■ What is required ■
List each line holding the string "Convert".
+ + + +
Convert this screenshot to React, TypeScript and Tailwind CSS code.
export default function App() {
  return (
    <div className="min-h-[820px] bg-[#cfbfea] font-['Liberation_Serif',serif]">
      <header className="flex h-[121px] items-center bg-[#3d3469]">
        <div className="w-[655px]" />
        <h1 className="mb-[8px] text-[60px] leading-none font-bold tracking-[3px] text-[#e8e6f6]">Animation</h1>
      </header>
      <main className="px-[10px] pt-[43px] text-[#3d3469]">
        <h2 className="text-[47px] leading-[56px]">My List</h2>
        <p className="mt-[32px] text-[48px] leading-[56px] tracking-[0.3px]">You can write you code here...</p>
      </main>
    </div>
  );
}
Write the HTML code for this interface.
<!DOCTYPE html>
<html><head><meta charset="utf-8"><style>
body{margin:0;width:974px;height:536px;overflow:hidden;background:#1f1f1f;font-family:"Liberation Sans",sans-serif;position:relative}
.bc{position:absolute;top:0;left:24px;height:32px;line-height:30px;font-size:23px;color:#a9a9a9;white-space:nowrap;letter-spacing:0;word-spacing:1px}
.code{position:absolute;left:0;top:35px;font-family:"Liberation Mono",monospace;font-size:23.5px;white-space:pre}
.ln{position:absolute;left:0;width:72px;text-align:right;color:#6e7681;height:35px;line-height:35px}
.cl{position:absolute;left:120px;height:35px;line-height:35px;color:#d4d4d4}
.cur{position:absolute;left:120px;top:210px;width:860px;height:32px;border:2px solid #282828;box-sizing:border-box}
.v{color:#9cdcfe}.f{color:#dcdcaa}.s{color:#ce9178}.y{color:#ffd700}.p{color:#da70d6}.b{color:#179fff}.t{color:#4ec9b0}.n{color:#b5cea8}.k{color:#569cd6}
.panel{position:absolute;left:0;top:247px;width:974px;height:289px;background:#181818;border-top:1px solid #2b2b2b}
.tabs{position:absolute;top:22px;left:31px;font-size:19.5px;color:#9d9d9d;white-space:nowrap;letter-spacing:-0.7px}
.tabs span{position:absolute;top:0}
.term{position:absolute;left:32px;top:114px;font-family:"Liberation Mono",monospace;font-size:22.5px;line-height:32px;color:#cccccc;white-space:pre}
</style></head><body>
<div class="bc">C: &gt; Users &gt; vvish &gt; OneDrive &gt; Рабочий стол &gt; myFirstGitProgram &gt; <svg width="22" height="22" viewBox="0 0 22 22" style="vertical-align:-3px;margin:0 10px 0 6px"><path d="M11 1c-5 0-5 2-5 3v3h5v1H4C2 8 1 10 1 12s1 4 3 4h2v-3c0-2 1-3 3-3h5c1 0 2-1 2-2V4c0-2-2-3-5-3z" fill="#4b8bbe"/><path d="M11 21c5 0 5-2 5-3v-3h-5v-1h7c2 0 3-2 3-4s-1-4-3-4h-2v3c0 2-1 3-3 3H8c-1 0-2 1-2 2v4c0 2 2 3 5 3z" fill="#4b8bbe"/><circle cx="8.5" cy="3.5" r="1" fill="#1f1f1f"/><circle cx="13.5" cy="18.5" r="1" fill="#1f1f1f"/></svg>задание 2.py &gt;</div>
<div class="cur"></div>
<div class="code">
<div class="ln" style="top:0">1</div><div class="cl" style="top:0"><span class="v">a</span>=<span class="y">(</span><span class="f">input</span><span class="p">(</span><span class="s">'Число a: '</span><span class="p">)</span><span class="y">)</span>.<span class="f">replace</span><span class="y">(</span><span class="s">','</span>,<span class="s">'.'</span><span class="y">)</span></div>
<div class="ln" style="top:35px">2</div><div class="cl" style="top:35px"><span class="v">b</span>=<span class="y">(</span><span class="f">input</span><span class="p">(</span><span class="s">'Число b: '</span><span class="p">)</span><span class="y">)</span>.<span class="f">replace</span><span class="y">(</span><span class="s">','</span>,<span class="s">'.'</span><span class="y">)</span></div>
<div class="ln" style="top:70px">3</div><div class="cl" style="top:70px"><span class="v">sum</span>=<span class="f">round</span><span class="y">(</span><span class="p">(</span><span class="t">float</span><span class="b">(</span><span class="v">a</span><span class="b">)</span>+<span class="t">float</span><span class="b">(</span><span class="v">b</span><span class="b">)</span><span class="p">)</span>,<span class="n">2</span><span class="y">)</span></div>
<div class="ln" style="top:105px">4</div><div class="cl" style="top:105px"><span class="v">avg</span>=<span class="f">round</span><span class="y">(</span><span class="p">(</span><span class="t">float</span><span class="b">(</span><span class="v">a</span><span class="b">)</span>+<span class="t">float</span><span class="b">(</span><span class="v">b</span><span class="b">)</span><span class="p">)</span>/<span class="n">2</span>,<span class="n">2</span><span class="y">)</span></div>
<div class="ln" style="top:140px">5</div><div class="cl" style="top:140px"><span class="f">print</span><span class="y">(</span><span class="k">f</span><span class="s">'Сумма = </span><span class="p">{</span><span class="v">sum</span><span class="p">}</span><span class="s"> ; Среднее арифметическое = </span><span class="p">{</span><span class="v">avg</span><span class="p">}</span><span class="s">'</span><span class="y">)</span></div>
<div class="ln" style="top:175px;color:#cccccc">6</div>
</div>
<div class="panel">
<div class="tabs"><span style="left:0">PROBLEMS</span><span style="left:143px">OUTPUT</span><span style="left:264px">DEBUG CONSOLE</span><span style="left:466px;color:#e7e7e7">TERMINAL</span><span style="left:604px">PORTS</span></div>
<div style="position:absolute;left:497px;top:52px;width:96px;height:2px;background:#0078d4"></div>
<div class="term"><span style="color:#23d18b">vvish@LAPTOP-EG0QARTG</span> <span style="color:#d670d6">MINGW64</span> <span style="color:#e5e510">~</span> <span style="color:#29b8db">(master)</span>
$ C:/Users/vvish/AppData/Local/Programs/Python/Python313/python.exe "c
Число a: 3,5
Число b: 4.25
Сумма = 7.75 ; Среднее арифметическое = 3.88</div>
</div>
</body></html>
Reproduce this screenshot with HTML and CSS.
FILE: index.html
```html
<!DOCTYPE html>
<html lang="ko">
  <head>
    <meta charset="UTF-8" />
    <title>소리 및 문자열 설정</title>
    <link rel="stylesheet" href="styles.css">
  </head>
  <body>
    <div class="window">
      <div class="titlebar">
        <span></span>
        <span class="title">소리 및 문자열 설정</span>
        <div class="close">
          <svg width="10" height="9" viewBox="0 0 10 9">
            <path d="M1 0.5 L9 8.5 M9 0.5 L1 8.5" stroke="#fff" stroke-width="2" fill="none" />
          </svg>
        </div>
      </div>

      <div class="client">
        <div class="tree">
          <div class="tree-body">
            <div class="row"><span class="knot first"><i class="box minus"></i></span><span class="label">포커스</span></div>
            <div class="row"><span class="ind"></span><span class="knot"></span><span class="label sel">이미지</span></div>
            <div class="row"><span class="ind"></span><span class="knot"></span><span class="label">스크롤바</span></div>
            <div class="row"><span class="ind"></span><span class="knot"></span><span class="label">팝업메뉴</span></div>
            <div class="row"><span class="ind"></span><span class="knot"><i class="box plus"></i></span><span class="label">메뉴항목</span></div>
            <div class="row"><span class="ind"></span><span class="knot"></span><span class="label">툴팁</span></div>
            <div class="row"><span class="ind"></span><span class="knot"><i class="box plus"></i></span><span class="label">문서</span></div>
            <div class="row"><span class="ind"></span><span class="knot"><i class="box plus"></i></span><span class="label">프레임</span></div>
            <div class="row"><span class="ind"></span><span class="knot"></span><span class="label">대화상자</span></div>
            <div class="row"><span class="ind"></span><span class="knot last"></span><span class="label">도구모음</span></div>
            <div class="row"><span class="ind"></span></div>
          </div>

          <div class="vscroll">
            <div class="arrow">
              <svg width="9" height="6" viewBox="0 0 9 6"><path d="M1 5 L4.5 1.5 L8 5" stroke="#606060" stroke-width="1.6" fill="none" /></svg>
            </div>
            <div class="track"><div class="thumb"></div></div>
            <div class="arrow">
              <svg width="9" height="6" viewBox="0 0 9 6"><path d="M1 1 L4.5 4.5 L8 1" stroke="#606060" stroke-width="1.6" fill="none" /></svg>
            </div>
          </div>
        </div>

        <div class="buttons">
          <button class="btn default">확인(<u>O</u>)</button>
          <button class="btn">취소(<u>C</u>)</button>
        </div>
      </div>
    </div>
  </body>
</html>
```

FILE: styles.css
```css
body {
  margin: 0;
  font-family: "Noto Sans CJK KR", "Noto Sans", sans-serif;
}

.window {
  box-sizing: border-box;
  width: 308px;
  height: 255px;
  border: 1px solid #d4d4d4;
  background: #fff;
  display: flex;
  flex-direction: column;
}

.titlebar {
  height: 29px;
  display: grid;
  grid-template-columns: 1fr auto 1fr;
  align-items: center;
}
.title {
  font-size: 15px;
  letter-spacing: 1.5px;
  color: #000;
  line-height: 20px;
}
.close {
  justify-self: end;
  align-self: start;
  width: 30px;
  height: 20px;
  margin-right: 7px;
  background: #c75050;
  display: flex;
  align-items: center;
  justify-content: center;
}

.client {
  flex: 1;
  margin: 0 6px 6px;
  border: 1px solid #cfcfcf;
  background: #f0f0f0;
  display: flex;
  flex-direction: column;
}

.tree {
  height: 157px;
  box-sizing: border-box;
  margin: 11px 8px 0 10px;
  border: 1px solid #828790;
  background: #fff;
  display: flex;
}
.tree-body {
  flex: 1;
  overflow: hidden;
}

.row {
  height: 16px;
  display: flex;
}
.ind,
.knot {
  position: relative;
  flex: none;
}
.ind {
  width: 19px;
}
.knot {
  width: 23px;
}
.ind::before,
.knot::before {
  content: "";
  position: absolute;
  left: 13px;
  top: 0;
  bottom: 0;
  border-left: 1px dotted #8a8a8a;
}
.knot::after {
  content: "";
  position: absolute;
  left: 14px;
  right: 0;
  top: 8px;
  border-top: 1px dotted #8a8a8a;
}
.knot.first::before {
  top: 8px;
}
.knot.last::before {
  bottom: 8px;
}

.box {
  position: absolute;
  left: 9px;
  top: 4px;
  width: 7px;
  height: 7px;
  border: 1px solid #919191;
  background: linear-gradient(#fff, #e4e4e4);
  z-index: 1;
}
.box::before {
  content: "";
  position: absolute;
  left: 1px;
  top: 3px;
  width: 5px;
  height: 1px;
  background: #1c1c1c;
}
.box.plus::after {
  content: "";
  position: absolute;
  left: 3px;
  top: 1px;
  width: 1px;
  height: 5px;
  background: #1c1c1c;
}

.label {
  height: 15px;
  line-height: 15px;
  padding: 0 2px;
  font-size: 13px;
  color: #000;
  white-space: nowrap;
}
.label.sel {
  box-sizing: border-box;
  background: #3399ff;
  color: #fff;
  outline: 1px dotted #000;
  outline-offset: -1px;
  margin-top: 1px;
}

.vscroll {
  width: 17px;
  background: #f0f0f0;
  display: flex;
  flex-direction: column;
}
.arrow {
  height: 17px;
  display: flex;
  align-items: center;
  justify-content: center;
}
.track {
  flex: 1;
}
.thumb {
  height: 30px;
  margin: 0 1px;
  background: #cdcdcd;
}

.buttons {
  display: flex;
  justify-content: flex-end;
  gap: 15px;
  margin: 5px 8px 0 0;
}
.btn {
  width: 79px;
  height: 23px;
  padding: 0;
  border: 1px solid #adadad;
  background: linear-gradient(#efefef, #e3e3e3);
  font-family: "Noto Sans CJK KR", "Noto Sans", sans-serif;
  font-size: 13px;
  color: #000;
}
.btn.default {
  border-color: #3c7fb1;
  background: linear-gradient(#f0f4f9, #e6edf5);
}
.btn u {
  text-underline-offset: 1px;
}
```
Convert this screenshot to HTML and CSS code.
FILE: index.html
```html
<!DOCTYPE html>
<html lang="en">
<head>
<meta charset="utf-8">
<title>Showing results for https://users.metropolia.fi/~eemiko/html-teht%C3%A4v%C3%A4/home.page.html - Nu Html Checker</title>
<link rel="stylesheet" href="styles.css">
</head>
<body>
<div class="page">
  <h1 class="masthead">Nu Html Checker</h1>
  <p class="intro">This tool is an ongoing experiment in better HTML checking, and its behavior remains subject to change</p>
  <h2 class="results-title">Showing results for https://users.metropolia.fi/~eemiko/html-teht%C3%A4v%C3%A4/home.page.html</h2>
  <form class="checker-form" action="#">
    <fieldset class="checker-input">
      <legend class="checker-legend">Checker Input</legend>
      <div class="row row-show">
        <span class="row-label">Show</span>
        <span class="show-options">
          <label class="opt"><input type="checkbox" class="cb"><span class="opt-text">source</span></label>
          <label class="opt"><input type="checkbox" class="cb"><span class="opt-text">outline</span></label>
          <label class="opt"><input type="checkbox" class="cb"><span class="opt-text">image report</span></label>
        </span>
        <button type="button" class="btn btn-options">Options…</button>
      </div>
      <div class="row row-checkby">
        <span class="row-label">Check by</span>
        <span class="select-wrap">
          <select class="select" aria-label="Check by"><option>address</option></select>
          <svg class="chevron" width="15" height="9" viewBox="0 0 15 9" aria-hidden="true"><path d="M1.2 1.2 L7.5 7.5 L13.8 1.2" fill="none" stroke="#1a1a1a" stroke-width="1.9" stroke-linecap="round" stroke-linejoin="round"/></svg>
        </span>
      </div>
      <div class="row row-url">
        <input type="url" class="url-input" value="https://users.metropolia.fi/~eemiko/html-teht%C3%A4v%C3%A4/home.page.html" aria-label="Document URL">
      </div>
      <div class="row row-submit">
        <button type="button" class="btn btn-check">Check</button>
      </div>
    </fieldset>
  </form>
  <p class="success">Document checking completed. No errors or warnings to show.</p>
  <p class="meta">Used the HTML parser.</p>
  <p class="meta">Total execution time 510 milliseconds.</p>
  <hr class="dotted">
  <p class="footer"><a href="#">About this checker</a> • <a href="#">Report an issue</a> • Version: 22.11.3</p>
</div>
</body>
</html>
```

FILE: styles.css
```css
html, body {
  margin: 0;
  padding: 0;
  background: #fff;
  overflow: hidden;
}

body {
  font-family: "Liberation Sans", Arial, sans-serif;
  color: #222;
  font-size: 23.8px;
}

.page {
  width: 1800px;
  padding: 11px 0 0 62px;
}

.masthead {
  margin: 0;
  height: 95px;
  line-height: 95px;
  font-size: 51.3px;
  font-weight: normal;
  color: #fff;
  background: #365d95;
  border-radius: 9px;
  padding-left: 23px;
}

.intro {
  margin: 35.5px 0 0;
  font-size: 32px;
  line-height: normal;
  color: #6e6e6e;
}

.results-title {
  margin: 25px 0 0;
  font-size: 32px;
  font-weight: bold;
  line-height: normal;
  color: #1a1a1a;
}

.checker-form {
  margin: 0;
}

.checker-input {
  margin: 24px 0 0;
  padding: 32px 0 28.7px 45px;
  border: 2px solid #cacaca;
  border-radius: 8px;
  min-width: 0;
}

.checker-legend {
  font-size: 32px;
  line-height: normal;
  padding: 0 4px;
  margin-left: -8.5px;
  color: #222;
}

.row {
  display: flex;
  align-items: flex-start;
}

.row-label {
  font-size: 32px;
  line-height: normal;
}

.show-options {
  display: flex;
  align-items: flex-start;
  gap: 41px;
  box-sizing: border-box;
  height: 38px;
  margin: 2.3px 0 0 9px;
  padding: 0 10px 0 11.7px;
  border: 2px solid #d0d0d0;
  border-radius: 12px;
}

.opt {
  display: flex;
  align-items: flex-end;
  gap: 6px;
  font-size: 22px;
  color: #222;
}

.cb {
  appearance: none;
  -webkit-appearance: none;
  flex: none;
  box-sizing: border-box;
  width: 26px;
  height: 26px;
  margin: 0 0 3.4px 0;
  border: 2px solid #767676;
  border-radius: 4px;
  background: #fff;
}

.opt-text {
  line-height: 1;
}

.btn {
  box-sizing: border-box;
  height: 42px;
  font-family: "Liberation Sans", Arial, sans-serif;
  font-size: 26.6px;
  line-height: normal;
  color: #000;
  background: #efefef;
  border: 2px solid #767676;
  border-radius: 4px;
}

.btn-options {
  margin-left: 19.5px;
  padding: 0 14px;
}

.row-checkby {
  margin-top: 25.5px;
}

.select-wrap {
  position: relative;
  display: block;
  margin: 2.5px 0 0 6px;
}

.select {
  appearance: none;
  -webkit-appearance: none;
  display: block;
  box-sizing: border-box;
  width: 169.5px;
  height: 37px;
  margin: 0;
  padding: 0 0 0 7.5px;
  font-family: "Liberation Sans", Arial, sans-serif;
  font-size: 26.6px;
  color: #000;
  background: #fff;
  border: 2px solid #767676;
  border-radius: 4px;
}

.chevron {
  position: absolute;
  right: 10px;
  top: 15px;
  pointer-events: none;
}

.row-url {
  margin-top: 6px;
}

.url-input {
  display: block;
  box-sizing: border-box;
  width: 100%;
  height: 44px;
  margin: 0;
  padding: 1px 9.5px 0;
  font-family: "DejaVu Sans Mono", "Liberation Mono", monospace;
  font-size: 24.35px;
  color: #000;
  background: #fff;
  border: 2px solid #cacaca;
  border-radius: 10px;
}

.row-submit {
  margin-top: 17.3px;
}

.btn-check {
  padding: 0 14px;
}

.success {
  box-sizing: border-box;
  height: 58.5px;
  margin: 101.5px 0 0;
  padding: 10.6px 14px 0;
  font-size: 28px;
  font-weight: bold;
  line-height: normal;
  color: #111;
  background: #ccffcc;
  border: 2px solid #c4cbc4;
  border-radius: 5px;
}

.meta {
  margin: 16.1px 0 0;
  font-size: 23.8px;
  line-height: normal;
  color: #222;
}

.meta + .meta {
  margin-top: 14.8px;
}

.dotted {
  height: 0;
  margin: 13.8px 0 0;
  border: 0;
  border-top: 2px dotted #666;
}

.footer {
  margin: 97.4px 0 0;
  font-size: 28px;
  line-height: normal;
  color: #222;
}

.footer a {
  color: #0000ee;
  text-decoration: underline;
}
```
+ + + +
■ Expected answer ■
Convert this screenshot to React, TypeScript and Tailwind CSS code.
Convert this screenshot to HTML and CSS code.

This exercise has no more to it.